Here, I am told by Mr English for the plaintiff, the proposed amendment corrects an error made by previous counsel. The rules of procedure are, as already discussed, intended to facilitate the litigation of the real issues in a case. If a plaintiff is to be defeated it should be because his action, properly brought, deserved defeat and not because his counsel has made an error in claiming a breach of the wrong statutory duty in circumstances where, as here, there is no evidence the amendment will cause the plaintiff any prejudice, or embarrassment.
The plaintiff has, by these errors, put the defendant to unnecessary costs. I order:
- The defendant’s application 25 June 2001 is dismissed.

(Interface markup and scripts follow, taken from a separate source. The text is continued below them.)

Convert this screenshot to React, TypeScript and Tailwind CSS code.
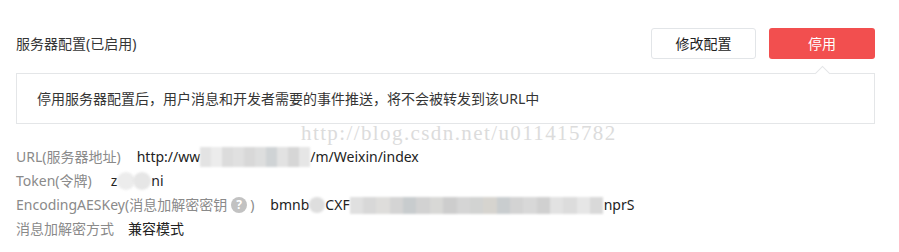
import React from "react";

function Blur({ w, h = 18, tones }: { w: number; h?: number; tones: string[] }) {
  const seg = w / tones.length;
  return (
    <span className="inline-flex items-stretch align-middle blur-[1px]" style={{ width: w, height: h }}>
      {tones.map((t, i) => (
        <span key={i} style={{ width: seg, backgroundColor: t }} />
      ))}
    </span>
  );
}

export default function App() {
  const font = { fontFamily: '"Noto Sans", "Noto Sans CJK SC", sans-serif' };
  return (
    <div className="relative w-[899px] h-[252px] bg-white pl-4 pr-6 pt-[28px] text-[14px]" style={font}>
      <div className="flex items-center justify-between h-[31px]">
        <div className="text-[#353535] leading-[20px]">服务器配置(已启用)</div>
        <div className="flex gap-[13px]">
          <button className="w-[105px] h-[31px] rounded-[3px] border border-[#e2e5e8] bg-white text-[#222] leading-[29px]">
            修改配置
          </button>
          <button className="w-[106px] h-[31px] rounded-[3px] bg-[#f24f4f] text-white leading-[31px]">
            停用
          </button>
        </div>
      </div>
      <div className="relative mt-[14px] h-[51px] border border-[#e4e6e8] pl-5 flex items-center text-[#353535]">
        <span className="leading-[20px]">停用服务器配置后，用户消息和开发者需要的事件推送，将不会被转发到该URL中</span>
        <span className="absolute right-[46px] -top-[6px] w-[11px] h-[11px] rotate-45 bg-white border-l border-t border-[#e4e6e8]" />
      </div>
      <div className="mt-[21px] flex flex-col leading-[24px]">
        <div className="flex items-center">
          <span className="text-[#8a8a8a]">URL(服务器地址)</span>
          <span className="ml-4 text-[#222] flex items-center">
            http://ww
            <Blur w={110} h={20} tones={["#e3e3e3", "#ececec", "#dcdcdc", "#e0e0e0", "#d8d8d8", "#dddede", "#cfd3d5", "#e2e2e2", "#d6d6d6", "#e6e6e6"]} />
            /m/Weixin/index
          </span>
        </div>
        <div className="flex items-center">
          <span className="text-[#8a8a8a]">Token(令牌)</span>
          <span className="ml-[19px] text-[#222] flex items-center">
            z
            <span className="inline-flex items-center">
              <span className="w-[18px] h-[18px] rounded-full bg-[#ececec] blur-[1px]" />
              <span className="w-[18px] h-[18px] -ml-[2px] rounded-full bg-[#e6e6e6] blur-[1px]" />
            </span>
            ni
          </span>
        </div>
        <div className="flex items-center">
          <span className="text-[#8a8a8a] flex items-center">
            EncodingAESKey(消息加解密密钥
            <span className="ml-[4px] mr-[3px] w-[16px] h-[16px] rounded-full bg-[#c2c2c2] text-white text-[12px] font-bold leading-[16px] text-center">?</span>
            )
          </span>
          <span className="ml-4 text-[#222] flex items-center">
            bmnb
            <span className="w-[16px] h-[16px] rounded-full bg-[#dedede] blur-[1px]" />
            CXF
            <Blur w={254} h={17} tones={["#e0e0e0", "#d8d8d8", "#dedddb", "#d4d4d4", "#c8ccce", "#d2d2d2", "#d8d8d6", "#cdcdcd", "#d5d5d5", "#d2d3d2", "#d6d4cf", "#c9cdcf", "#d3d3d3", "#d8d8d8", "#d0d0d0", "#e2e2e2", "#dcdcdc", "#e6e6e6", "#d9d9d9"]} />
            nprS
          </span>
        </div>
        <div className="flex items-center">
          <span className="text-[#8a8a8a]">消息加解密方式</span>
          <span className="ml-[14px] text-[#222]">兼容模式</span>
        </div>
      </div>
      <div
        className="absolute left-[301px] top-[122px] text-[#dcdcdc] text-[21px] leading-[22px] tracking-[1.4px] pointer-events-none"
        style={{ fontFamily: '"Liberation Serif", serif' }}
      >
        http://blog.csdn.net/u011415782
      </div>
    </div>
  );
}
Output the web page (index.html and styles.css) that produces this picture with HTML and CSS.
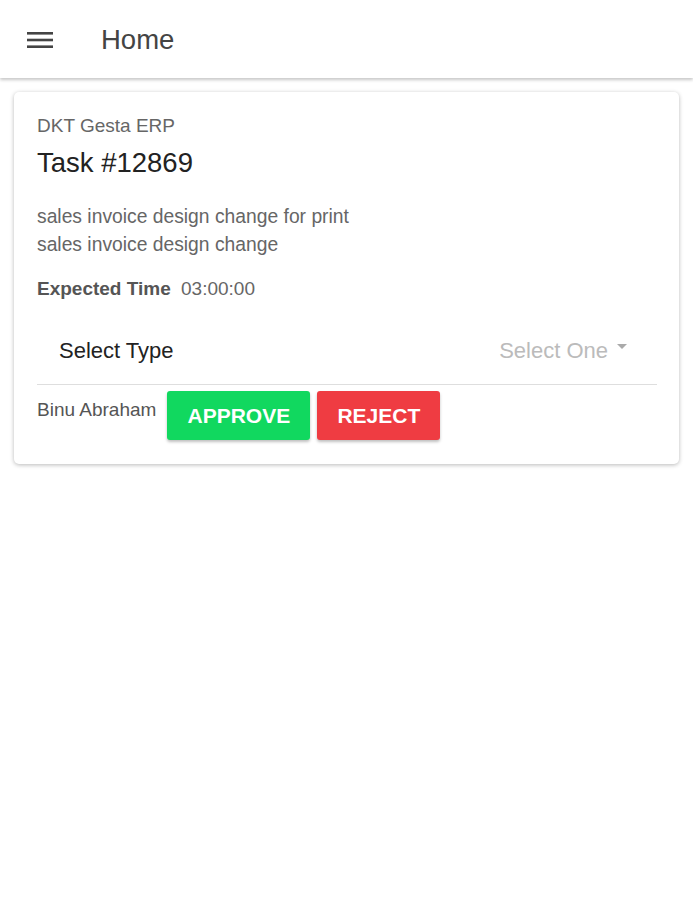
FILE: index.html
```html
<!DOCTYPE html>
<html>
<head>
<meta charset="utf-8">
<link rel="stylesheet" href="styles.css">
</head>
<body>
<header class="toolbar">
  <button class="menu-btn" aria-label="menu">
    <svg width="26" height="18" viewBox="0 0 26 18"><rect x="0" y="1" width="26" height="2.6" fill="#444"/><rect x="0" y="7.7" width="26" height="2.6" fill="#444"/><rect x="0" y="14.4" width="26" height="2.6" fill="#444"/></svg>
  </button>
  <h1 class="title">Home</h1>
</header>
<main class="content">
  <section class="card">
    <div class="card-sub">DKT Gesta ERP</div>
    <h2 class="card-title">Task #12869</h2>
    <p class="desc">sales invoice design change for print<br>sales invoice design change</p>
    <div class="expected"><span class="label">Expected Time</span> 03:00:00</div>
    <div class="select-row">
      <span class="select-label">Select Type</span>
      <span class="select-value">Select One <span class="caret"></span></span>
    </div>
    <div class="actions">
      <span class="owner">Binu Abraham</span>
      <button class="btn btn-approve">APPROVE</button>
      <button class="btn btn-reject">REJECT</button>
    </div>
  </section>
</main>
</body>
</html>
```
FILE: styles.css
```css
* { box-sizing: border-box; }
html, body { margin: 0; padding: 0; background: #fff; }
body { font-family: "Liberation Sans", Arial, sans-serif; width: 693px; }
.toolbar {
  height: 78px;
  display: flex;
  align-items: center;
  padding-left: 27px;
  background: #fff;
  box-shadow: 0 2px 3px rgba(0,0,0,0.22);
  position: relative;
}
.menu-btn { border: 0; background: none; padding: 0; margin: 0; display: flex; width: 26px; height: 18px; margin-top: 2px; }
.title { margin: 0 0 0 48px; font-size: 27.5px; font-weight: normal; color: #444; padding-top: 1px; }
.content { padding: 14px 14px; }
.card {
  border-radius: 5px;
  box-shadow: 0 1px 4px rgba(0,0,0,0.28);
  padding: 24px 22px 24px 23px;
  background: #fff;
}
.card-sub { font-size: 19px; color: #666; line-height: 20px; }
.card-title { margin: 12px 0 0; font-size: 27.5px; font-weight: normal; color: #222; line-height: 30px; }
.desc { margin: 25px 0 0; font-size: 19.3px; color: #666; line-height: 28px; }
.expected { margin-top: 19px; font-size: 19px; color: #666; line-height: 22px; }
.expected .label { font-weight: bold; color: #555; margin-right: 5px; }
.select-row {
  margin-top: 28px;
  display: flex;
  justify-content: space-between;
  align-items: center;
  padding: 0 30px 11px 22px;
  height: 57px;
  border-bottom: 1px solid #dedede;
}
.select-label { font-size: 22px; color: #222; }
.select-value { font-size: 22px; color: #bbb; display: flex; align-items: center; }
.caret { display: inline-block; width: 0; height: 0; border-left: 5px solid transparent; border-right: 5px solid transparent; border-top: 5px solid #aaa; margin-left: 9px; margin-top: -8px; }
.actions { display: flex; align-items: flex-start; margin-top: 6px; }
.owner { font-size: 19px; color: #555; margin-top: 8px; margin-right: 11px; }
.btn {
  border: 0;
  border-radius: 3px;
  height: 49px;
  font-family: "Liberation Sans", Arial, sans-serif;
  font-size: 21px;
  font-weight: bold;
  color: #fff;
  box-shadow: 0 2px 3px rgba(0,0,0,0.25);
  padding: 0;
  margin-right: 7px;
}
.btn-approve { background: #11d85f; width: 143px; }
.btn-reject { background: #ef3c42; width: 123px; }
```
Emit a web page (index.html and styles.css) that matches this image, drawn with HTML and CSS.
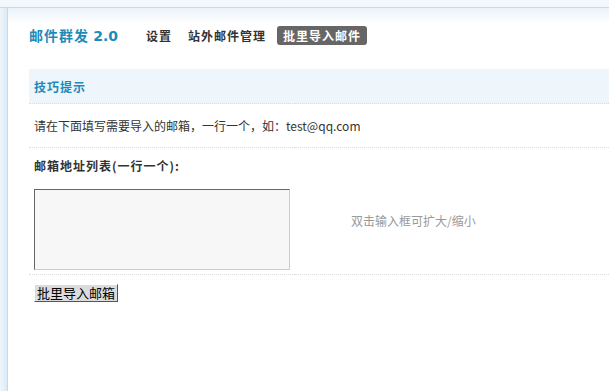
FILE: index.html
```html
<!DOCTYPE html>
<html lang="zh-CN">
<head>
    <meta charset="UTF-8">
    <title>邮件群发</title>
    <link rel="stylesheet" href="styles.css">
</head>
<body>
    <div class="topbar"></div>
    <div class="frame">
        <div class="sidebar"></div>
        <div class="main">
            <div class="header">
                <h1>邮件群发 <span class="ver">2.0</span></h1>
                <ul class="nav">
                    <li><a href="#">设置</a></li>
                    <li><a href="#">站外邮件管理</a></li>
                    <li class="current"><a href="#">批里导入邮件</a></li>
                </ul>
            </div>

            <table class="tb">
                <tr class="tips">
                    <th colspan="2">技巧提示</th>
                </tr>
                <tr>
                    <td colspan="2" class="tip-text">请在下面填写需要导入的邮箱，一行一个，如：test@qq.com</td>
                </tr>
                <tr>
                    <td colspan="2" class="label">邮箱地址列表(一行一个):</td>
                </tr>
                <tr class="row-input">
                    <td class="cell-area"><textarea rows="6" cols="40"></textarea></td>
                    <td class="hint">双击输入框可扩大/缩小</td>
                </tr>
            </table>

            <div class="actions">
                <button type="button" class="btn">批里导入邮箱</button>
            </div>
        </div>
    </div>
</body>
</html>
```

FILE: styles.css
```css
body {
    margin: 0;
    font-family: "Noto Sans CJK SC", "DejaVu Sans", sans-serif;
    font-size: 12px;
    color: #333;
    background: #fff;
}
.topbar {
    height: 7px;
    background: #f3f8fc;
    border-bottom: 1px solid #c7dbe7;
}
.frame {
    display: flex;
    min-height: 383px;
}
.sidebar {
    width: 7px;
    background: linear-gradient(to right, #eef5fb, #dcebf6);
    border-right: 1px solid #c7dbe7;
}
.main {
    flex: 1;
    padding-left: 21px;
    background: linear-gradient(to bottom, #eaf3fa 0, #fff 16px);
}
.header {
    display: flex;
    align-items: center;
    height: 54px;
    margin-bottom: 7px;
}
.header h1 {
    margin: 0 23px 0 0;
    font-size: 14px;
    letter-spacing: 1px;
    color: #1d8bba;
    font-weight: bold;
    line-height: 20px;
}
.header h1 .ver {
    font-family: Verdana, "DejaVu Sans", sans-serif;
    letter-spacing: 0;
}
.nav {
    display: flex;
    gap: 7px;
    margin: 0;
    padding: 0;
    list-style: none;
}
.nav a {
    display: block;
    padding: 0 4px 0 5px;
    font-weight: bold;
    letter-spacing: 1px;
    color: #333;
    text-decoration: none;
    line-height: 19px;
    border-radius: 3px;
}
.nav .current a {
    padding: 0 6px 0 6px;
    background: #666;
    color: #fff;
}
.tb {
    width: 100%;
    border-collapse: collapse;
}
.tb th,
.tb td {
    text-align: left;
    padding: 0 5px;
    border-bottom: 1px dotted #ddd;
}
.tips th {
    height: 34px;
    background: #eef5fb;
    color: #1d8bba;
    font-weight: bold;
    letter-spacing: 1px;
}
.tip-text {
    height: 43px;
}
.tb td.label {
    height: 32px;
    padding-top: 9px;
    font-weight: bold;
    letter-spacing: 1px;
    border-bottom: none;
    vertical-align: top;
}
.row-input td {
    padding-top: 0;
    padding-bottom: 4px;
}
.cell-area {
    width: 256px;
}
textarea {
    display: block;
    width: 256px;
    height: 81px;
    box-sizing: border-box;
    margin: 0;
    background: #f7f7f7;
    border: 1px solid #ccc;
    border-top-color: #666;
    border-left-color: #666;
    resize: none;
}
.tb td.hint {
    padding-left: 56px;
    padding-top: 23px;
    vertical-align: top;
    color: #999;
}
.actions {
    padding: 9px 5px;
}
.btn {
    font-family: "Noto Sans CJK SC", sans-serif;
    font-size: 13px;
    line-height: 14px;
    padding: 1px 2px;
    color: #000;
    background: #dcdcdc;
    border: 1px solid;
    border-color: #fff #555 #555 #fff;
}
```
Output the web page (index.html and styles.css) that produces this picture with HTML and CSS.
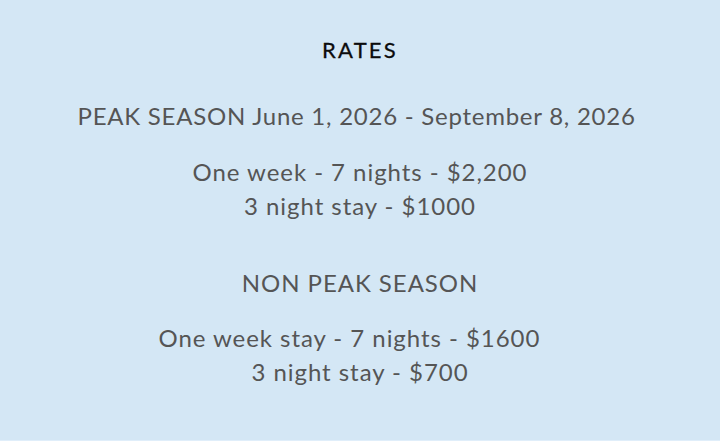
FILE: index.html
```html
<!DOCTYPE html>
<html>
<head>
<meta charset="utf-8">
<link rel="stylesheet" href="styles.css">
</head>
<body>
<main class="rates">
  <h1 class="title">RATES</h1>
  <p class="season">PEAK SEASON June 1, 2026 - September 8, 2026&nbsp;</p>
  <div class="prices">
    <p>One week - 7 nights - $2,200</p>
    <p>3 night stay - $1000</p>
  </div>
  <p class="season season-2">NON PEAK SEASON</p>
  <div class="prices prices-2">
    <p>One week stay - 7 nights - $1600&nbsp;&nbsp;&nbsp;</p>
    <p>3 night stay - $700</p>
  </div>
</main>
</body>
</html>
```

FILE: styles.css
```css
html, body {
  margin: 0;
  padding: 0;
}
body {
  width: 720px;
  height: 441px;
  background: #d4e7f5;
  font-family: "Lato", "Liberation Sans", sans-serif;
  color: #555555;
  box-sizing: border-box;
  border-bottom: 1px solid #e0eefa;
}
.rates {
  display: flex;
  flex-direction: column;
  align-items: center;
  text-align: center;
  padding-top: 36px;
}
.title {
  margin: 0;
  font-size: 22px;
  line-height: 28px;
  font-weight: 400;
  letter-spacing: 2.2px;
  color: #0c0c0c;
  -webkit-text-stroke: 0.3px #0c0c0c;
}
.season {
  margin: 0;
  margin-top: 35px;
  font-size: 24px;
  line-height: 34px;
  letter-spacing: 0.75px;
}
.season-2 {
  margin-top: 43px;
  letter-spacing: 0.95px;
}
.prices {
  margin-top: 22px;
}
.prices-2 {
  margin-top: 21px;
}
.prices p {
  margin: 0;
  font-size: 24px;
  line-height: 34px;
  letter-spacing: 0.95px;
}
```
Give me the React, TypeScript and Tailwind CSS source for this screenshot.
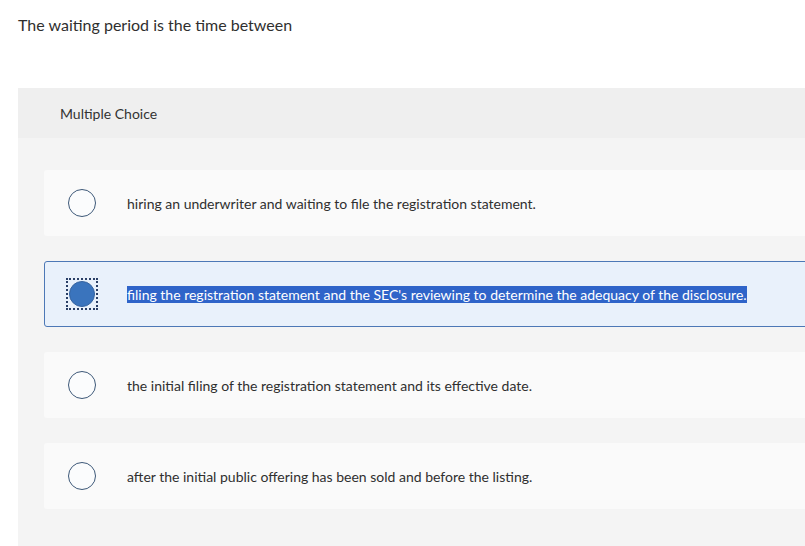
import { useState } from 'react';

const choices = [
  'hiring an underwriter and waiting to file the registration statement.',
  "filing the registration statement and the SEC's reviewing to determine the adequacy of the disclosure.",
  'the initial filing of the registration statement and its effective date.',
  'after the initial public offering has been sold and before the listing.',
];

function Radio({ checked }: { checked: boolean }) {
  if (checked) {
    return (
      <span className="flex h-[32px] w-[32px] items-center justify-center border-2 border-dotted border-[#2a3f66]">
        <span className="h-[26px] w-[26px] rounded-full border border-[#35639f] bg-[#3a74bd]" />
      </span>
    );
  }
  return (
    <span className="flex h-[32px] w-[32px] items-center justify-center">
      <span className="h-[28px] w-[28px] rounded-full border-[1.5px] border-[#3d5878] bg-[#fbfcfd]" />
    </span>
  );
}

export default function App() {
  const [selected, setSelected] = useState(1);

  return (
    <div className="h-[546px] w-[805px] overflow-hidden bg-white font-['Lato','Open_Sans',sans-serif] text-[#2f2f2f]">
      <p className="pl-[18px] pt-[15px] text-[16px] leading-[20px]">The waiting period is the time between</p>

      <div className="ml-[18px] mt-[53px] w-[800px] bg-[#f4f4f4] pb-[40px]">
        <div className="flex h-[50px] items-center bg-[#efefef] pl-[42px] pt-[1px] text-[14px] text-[#333]">Multiple Choice</div>

        <div className="flex flex-col gap-[25px] pl-[26px] pt-[32px]">
          {choices.map((c, i) => {
            const on = i === selected;
            return (
              <button
                key={i}
                onClick={() => setSelected(i)}
                className={`flex h-[66px] w-[780px] items-center rounded-[3px] text-left ${
                  on ? 'border border-[#4d78b6] bg-[#e9f1fb] pl-[21px]' : 'bg-[#fafafa] pl-[22px]'
                }`}
              >
                <Radio checked={on} />
                <span className="ml-[29px] pt-[1px] text-[14px] leading-[18px]">
                  {on ? <span className="bg-[#2f64c9] text-white">{c}</span> : c}
                </span>
              </button>
            );
          })}
        </div>
      </div>
    </div>
  );
}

- The plaintiff have leave to amend the name of the defendant from Body Corporate for the Proprietors, Eighth Avenue Plaza to Body Corporate for Eighth Avenue Plaza Community Titles Scheme Number 7714.
- The plaintiff have leave to file and serve an amended statement of claim in the form of Exhibit GG-2 to the affidavit of Greg Gregory filed on 10 July 2001.
- That the plaintiff pay the defendant’s costs of and incidental to the defendant’s application filed 25 June 2001, and the plaintiff’s application filed 10 July 2001, assessed on the standard basis.
Footnotes
[1] [1961] 1 WLR 170 at 176
[2] (1887) 19 QBD 394 per Lord Esher at 395
[3] (1990) 1 Qd R 10
[4] Lynch v Keddell (1990) 1 Qd R 10 per Macrossan CJ (with whom McPherson J agreed) at 17
[5] Uniform Civil Procedure Rules r 5
[6] Unreported judgment: Supreme Court of Queensland, 2 September; 30 November 1999.
Appeal No 11361 of 1998, [1999] QCA 491
[7] Draney v Barry [1999] QCA 491 par 21
[8] [2000] QSC 129 at pars 31-32
[9] S 81 of the Supreme Court of Queensland Act 1991 states:
(1)This section applies to an amendment of a claim, anything written on a claim, pleadings, an application or another document in a proceeding.
(2)The Court may order an amendment to be made, or grant leave to a party to make an amendment, even though-
(a)tthe amendment will include or substitute a cause of action or add a new party; or
(b)the cause of action included or substituted arose after the proceeding was started; or
(c)a relevant period of limitation, current when the proceedings was started, has ended.
(3)This section applied despite the Limitation of Actions Act 1971.
[1]10 Draney v Barry (supra) at par 23.